On 16.01.20 10:26, Greg Kroah-Hartman wrote:
On Thu, Jan 16, 2020 at 09:59:44AM +0100, David Hildenbrand wrote:
On 16.01.20 09:54, Greg Kroah-Hartman wrote:
On Thu, Jan 16, 2020 at 09:42:51AM +0100, David Hildenbrand wrote:
On 16.01.20 09:34, Greg Kroah-Hartman wrote:
On Wed, Jan 15, 2020 at 04:54:59PM +0100, David Hildenbrand wrote:
> > And why would 4.9 and 4.4 care about them?
The crashes can be trigger under 4.9 and 4.4. If we decide that we do not care, then this series can be dropped.
Do we have users of memory hotplug that are somehow stuck at those old versions that can not upgrade? Obviously this didn't work previously for them, so moving to a modern kernel might be a good reason to get this new feature :)
That's a good point - but usually when you experience a crash it's too late for you to realize that you have to move to a newer release :) It used to work before 4.4 IIRC.
(one case I am concerned with is when memory onlining after memory hotplug failed (e.g., because the was an OOM event happening concurrently) - then memory hotunplug will crash your system.)
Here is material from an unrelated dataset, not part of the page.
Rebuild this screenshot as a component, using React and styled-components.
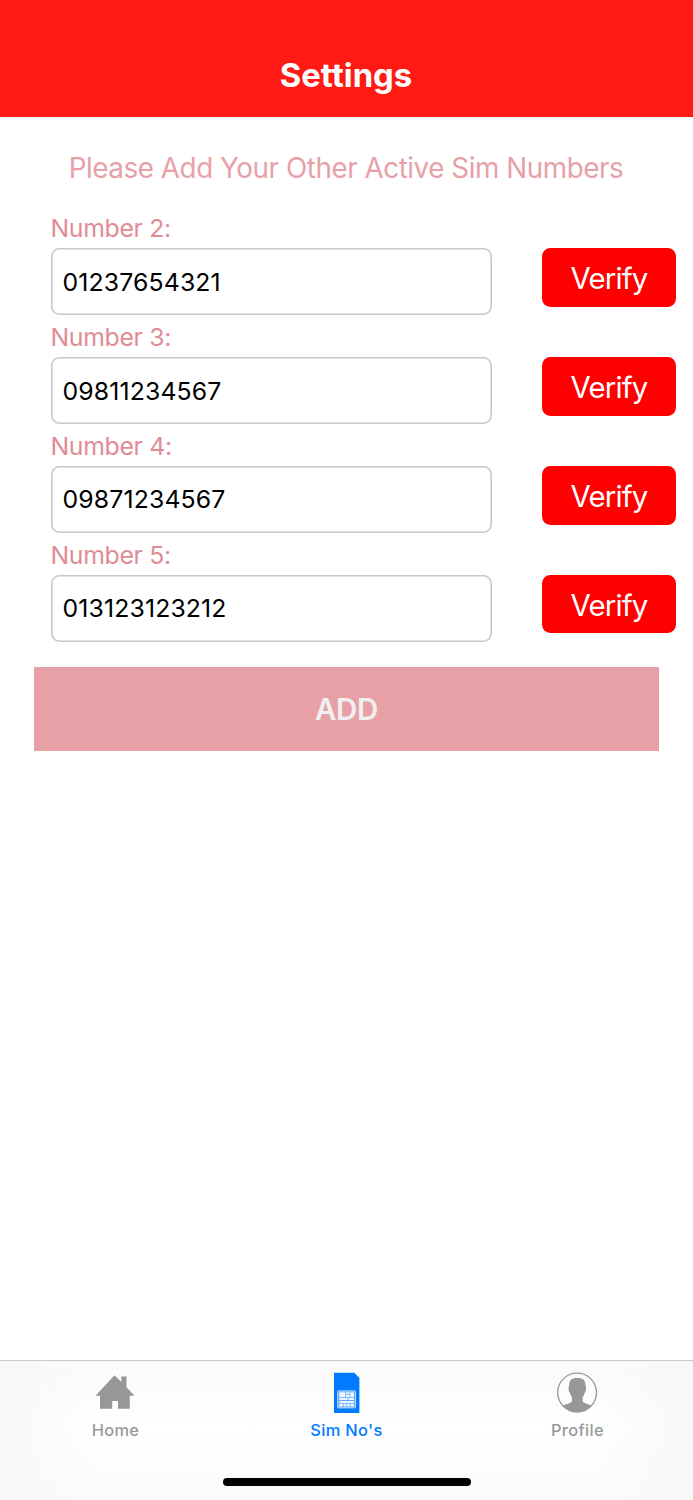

But yeah, I am not aware of a report where somebody actually hit any of these issues on a stable kernel.
Just to clarify: I can reproduce them of course :)
Ok, let's start with 4.19 and 4.14 for these for now. Should make things easier, right?
What do you mean with "start with"? Drop this series and not do the backport, meaning people should switch to a stable kernel > 4.19 if they don't want surprises on memory unplug?
No, I'm saying I want to take this for 4.19, and 4.14 if you have it.
Minor correction: I meant 4.19 and 4.14, not 4.4 :/ Sorry for the confusion. Will try to prepare the 4.14 backports as well.